• **Written exercise**
Restate all the material verbatim, except for the pictures.
== Data extract ==
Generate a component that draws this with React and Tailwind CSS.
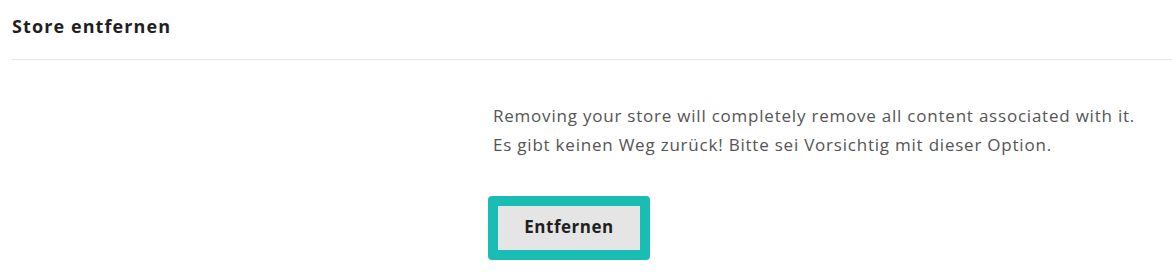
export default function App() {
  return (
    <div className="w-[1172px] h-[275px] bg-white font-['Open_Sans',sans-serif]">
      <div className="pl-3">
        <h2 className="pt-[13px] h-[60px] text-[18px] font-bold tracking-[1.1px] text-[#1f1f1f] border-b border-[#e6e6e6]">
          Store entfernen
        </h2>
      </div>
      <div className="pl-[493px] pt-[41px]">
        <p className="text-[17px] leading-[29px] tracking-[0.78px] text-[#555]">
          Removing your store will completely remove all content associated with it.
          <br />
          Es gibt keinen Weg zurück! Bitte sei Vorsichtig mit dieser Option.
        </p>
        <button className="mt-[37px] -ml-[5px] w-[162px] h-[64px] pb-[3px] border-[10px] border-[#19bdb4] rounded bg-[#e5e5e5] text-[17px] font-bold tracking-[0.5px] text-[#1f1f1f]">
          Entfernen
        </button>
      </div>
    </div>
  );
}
===
• **Output below**
Generate a component that draws this with React and Tailwind CSS.
export default function App() {
  return (
    <div className="w-[1172px] h-[275px] bg-white font-['Open_Sans',sans-serif]">
      <div className="pl-3">
        <h2 className="pt-[13px] h-[60px] text-[18px] font-bold tracking-[1.1px] text-[#1f1f1f] border-b border-[#e6e6e6]">
          Store entfernen
        </h2>
      </div>
      <div className="pl-[493px] pt-[41px]">
        <p className="text-[17px] leading-[29px] tracking-[0.78px] text-[#555]">
          Removing your store will completely remove all content associated with it.
          <br />
          Es gibt keinen Weg zurück! Bitte sei Vorsichtig mit dieser Option.
        </p>
        <button className="mt-[37px] -ml-[5px] w-[162px] h-[64px] pb-[3px] border-[10px] border-[#19bdb4] rounded bg-[#e5e5e5] text-[17px] font-bold tracking-[0.5px] text-[#1f1f1f]">
          Entfernen
        </button>
      </div>
    </div>
  );
}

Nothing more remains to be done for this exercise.